Hong Kong’s loss was our gain when the talented graphic artist chose Sydney as his home.
Graphic design is a broad term. Essentially, it refers to the process of organising typography, symbols, and imagery to communicate a message. It touches diverse fields such as magazine layout, brand identity, posters and packaging. It’s an art, but graphic designers also need to be technically aware of printing processes, paper and online applications.
It’s a field that Wing Lau has a great talent for but he shares an equal amount of passion for it with his bikes and cycling.

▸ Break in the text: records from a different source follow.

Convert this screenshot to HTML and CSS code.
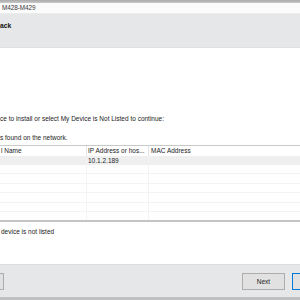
FILE: index.html
```html
<!DOCTYPE html>
<html>
<head>
<meta charset="utf-8">
<link rel="stylesheet" href="styles.css">
</head>
<body>
<div class="win">
  <div class="topstrip"></div>
  <div class="titlebar">M428-M429</div>
  <div class="header"><span class="htitle">ack</span></div>
  <div class="content">
    <div class="line l1">ce to install or select My Device is Not Listed to continue:</div>
    <div class="line l2">s found on the network.</div>
    <div class="table">
      <div class="row head">
        <div class="c c1">l Name</div>
        <div class="c c2">IP Address or hos...</div>
        <div class="c c3">MAC Address</div>
      </div>
      <div class="row sel">
        <div class="c c1"></div>
        <div class="c c2">10.1.2.189</div>
        <div class="c c3"></div>
      </div>
      <div class="row"><div class="c c1"></div><div class="c c2"></div><div class="c c3"></div></div>
      <div class="row tall"><div class="c c1"></div><div class="c c2"></div><div class="c c3"></div></div>
      <div class="row"><div class="c c1"></div><div class="c c2"></div><div class="c c3"></div></div>
      <div class="row tall"><div class="c c1"></div><div class="c c2"></div><div class="c c3"></div></div>
      <div class="row"><div class="c c1"></div><div class="c c2"></div><div class="c c3"></div></div>
      <div class="filler"><div class="c c1"></div><div class="c c2"></div><div class="c c3"></div></div>
    </div>
    <div class="line l3">device is not listed</div>
  </div>
  <div class="footer">
    <button class="btn back" aria-label="Back"></button>
    <span class="spacer"></span>
    <button class="btn next">Next</button>
    <button class="btn def" aria-label="Cancel"></button>
  </div>
  <div class="bottom"></div>
</div>
</body>
</html>
```
FILE: styles.css
```css
html, body {
  margin: 0;
  padding: 0;
  width: 300px;
  height: 300px;
  overflow: hidden;
  background: #ffffff;
}
.win {
  width: 300px;
  height: 300px;
  display: flex;
  flex-direction: column;
  font-family: "Liberation Sans", Arial, sans-serif;
  font-size: 6.5px;
  color: #1b1b1b;
  overflow: hidden;
}
.topstrip {
  height: 3px;
  background: linear-gradient(#a9a9a9, #c9c9c9);
}
.titlebar {
  height: 11px;
  line-height: 10px;
  padding-left: 2px;
  background: #fbfbfb;
  color: #3a3a3a;
  font-size: 6.3px;
  border-bottom: 1px solid #eaecee;
  box-sizing: border-box;
}
.header {
  height: 34px;
  background: #e6e7e8;
  box-sizing: border-box;
  padding-top: 8px;
  border-bottom: 1px solid #dfe0e1;
}
.htitle {
  font-weight: bold;
  font-size: 6.8px;
  line-height: 8px;
  color: #111;
}
.content {
  height: 216px;
  display: flex;
  flex-direction: column;
  background: #fff;
}
.line {
  height: 8px;
  line-height: 8px;
  white-space: nowrap;
}
.l1 { margin-top: 67px; }
.l2 { margin-top: 11px; }
.l3 { margin-top: 6px; padding-left: 1px; }
.table {
  margin-top: 3px;
  border-top: 1px solid #c9c9c9;
  border-bottom: 2px solid #c4c4c4;
  display: flex;
  flex-direction: column;
}
.row {
  display: flex;
  height: 9px;
  box-sizing: border-box;
  border-bottom: 1px solid #f3f3f3;
}
.row.tall { height: 10px; }
.row.head {
  height: 10px;
  border-bottom: none;
}
.row.sel {
  background: #efefef;
  border-bottom: none;
}
.filler {
  display: flex;
  height: 8px;
}
.c {
  line-height: 9px;
  white-space: nowrap;
  overflow: hidden;
  box-sizing: border-box;
}
.c1 {
  width: 87px;
  padding-left: 1px;
  border-right: 1px solid #f3f3f3;
}
.c2 {
  width: 62px;
  padding-left: 1px;
  border-right: 1px solid #f3f3f3;
}
.c3 {
  flex: 1;
  padding-left: 2px;
}
.head .c1, .head .c2 { border-right-color: #e4e4e4; }
.footer {
  height: 33px;
  background: #e6e7e8;
  border-top: 1px solid #dcdddf;
  box-sizing: border-box;
  display: flex;
  align-items: center;
  padding-top: 1px;
}
.btn {
  height: 17px;
  width: 43px;
  flex: none;
  box-sizing: border-box;
  background: #e1e1e1;
  border: 1px solid #adadad;
  font-family: "Liberation Sans", Arial, sans-serif;
  font-size: 6.5px;
  color: #1b1b1b;
  padding: 0;
  margin: 0;
}
.back { margin-left: -39px; }
.spacer { flex: 1; }
.next { margin-right: 7px; }
.def {
  border-color: #0078d7;
  margin-right: -35px;
}
.bottom {
  height: 3px;
  background: #bfc0c1;
}
```
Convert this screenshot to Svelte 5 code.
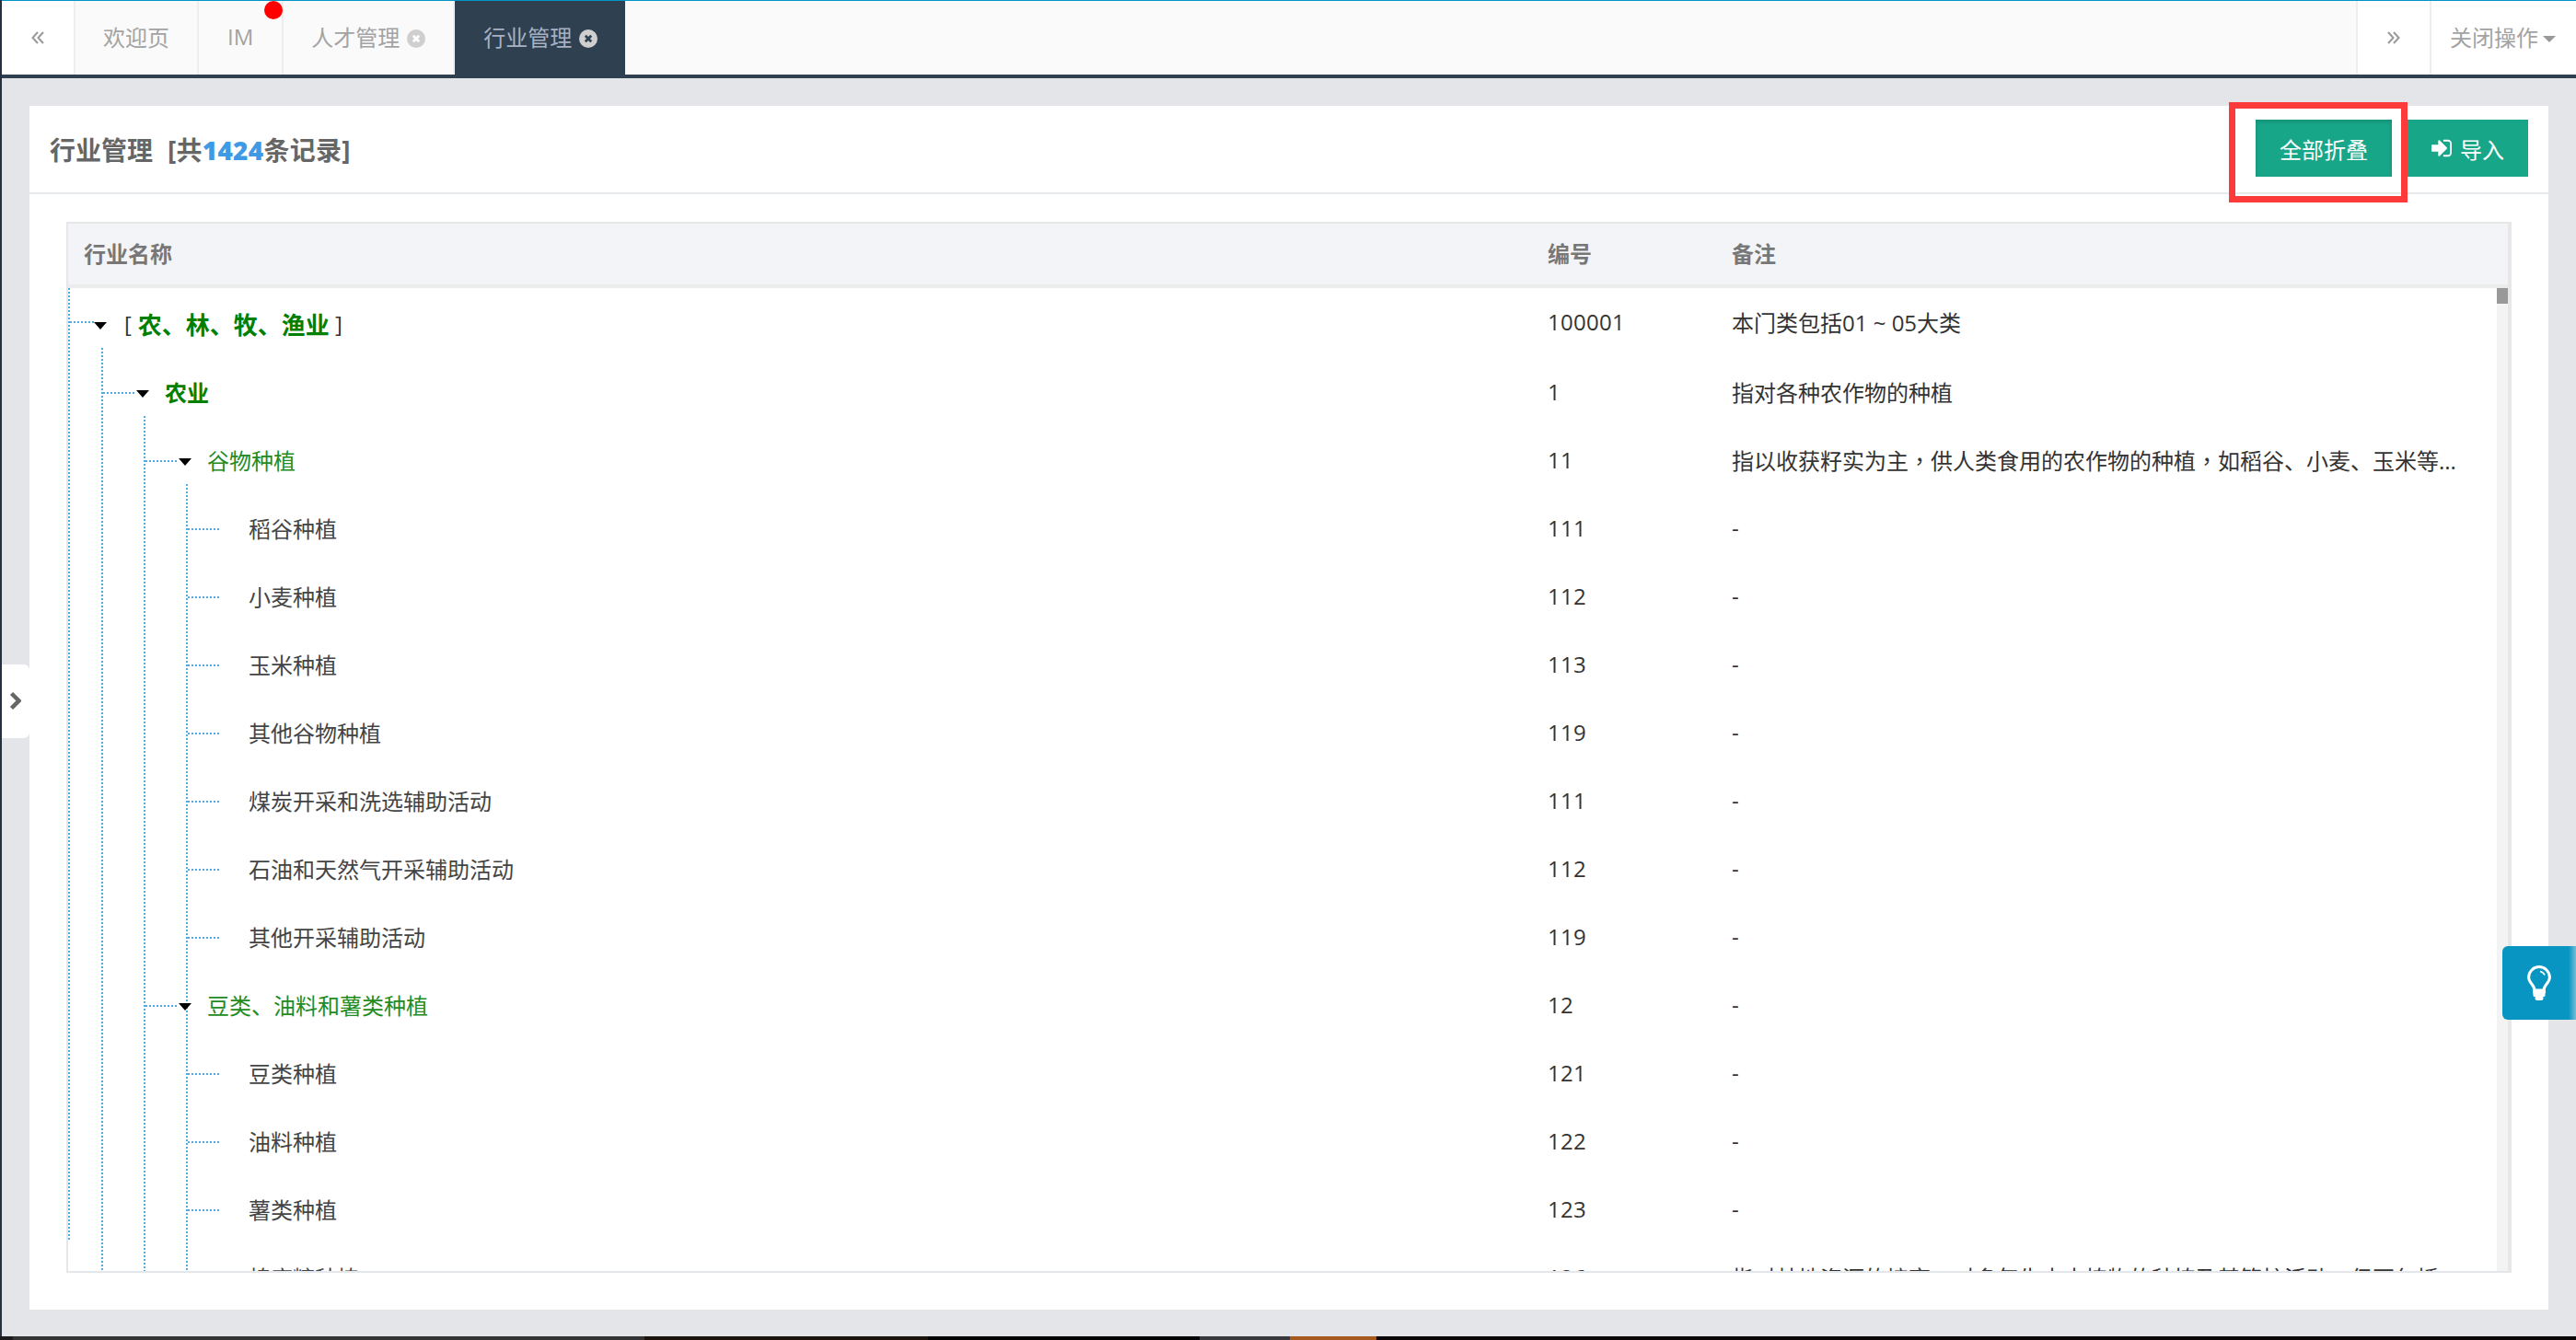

Wing has just returned from a 977 km tour of Japan with a dozen-strong band of friends who call themselves the Slowpokes. Months in the planning, Wing utilised his graphic design skills to create an identity for the group, which was applied to jerseys, drink bottles, caps, stickers and a website.
Each of the guys took photographs and recorded them on Instagram with the hashtag #slowpokesdayout. As well as this, each rider was given a disposable film camera, which are still readily available in Japan, and those images will have been presented, by the time of publishing, in an exhibition at Sydney’s Rapha Cycle Club, along with mementos and souvenirs from the trip.
Wing was born and raised in Hong Kong and remembers his first bike as being the ubiquitous BMX that everyone had, which carried them from yard to yard and was the primary mode of transport for all the kids in the suburb.
After high school, he had the choice of moving to London or Sydney, both having similar travel costs, and chose Sydney because the university semester dates meant he would start studying his course in graphic design sooner.
He’s lived in Sydney ever since and his career has flourished. Wing’s admiration for typography and the way words and images fit together has earned him an award list that dates back to 2007, the most notable being a Judges Choice Award in 2014 from the New York Type Directors Club, conferred by master typographer Paul Sych.
Posters form a specialist category in graphic design and Wing has produced exceptional examples, most notably for Sydney’s kind of — gallery.
So what bikes does he ride? He has a penchant for those venerable Australian frame builders, the likes of Jim Bundy, Ken Evans and Kerry Hopkins.
Hanging on his wall is a well-ridden Hopkins track bike with aerofoils behind the head tube and bottom bracket, which apparently used to belong to Sean Eadie – 2002 Sprint World Champion. It’s a beefed-up bike for a big bloke: Eadie, and his exceptionally prolific beard, was known around the track as Captain Haddock.
Last year, Wing commissioned Jim Bundy and his son Peter to build him a road bike frame from oversized Columbus Spirit tubes with stainless Llewellyn lugs for both the frame and stem.
It’s Wing’s pride and joy, assembled with Campagnolo’s superb Super Record drivetrain and finely machined brakes by ee Cycleworks. Peter built the wheels himself, hearkening back to that era when the frame builder was a one-stop shop.
Now that the Slowpokes tour is over, Wing is enjoying riding around more familiar routes, but he’s already cooking up new projects and pencilling out ideas for design briefs. It’s difficult to say what he’ll reveal next, but he’ll throw himself into it with an energy level of 110% given his personal motto is “Wing it ‘till you sing it”.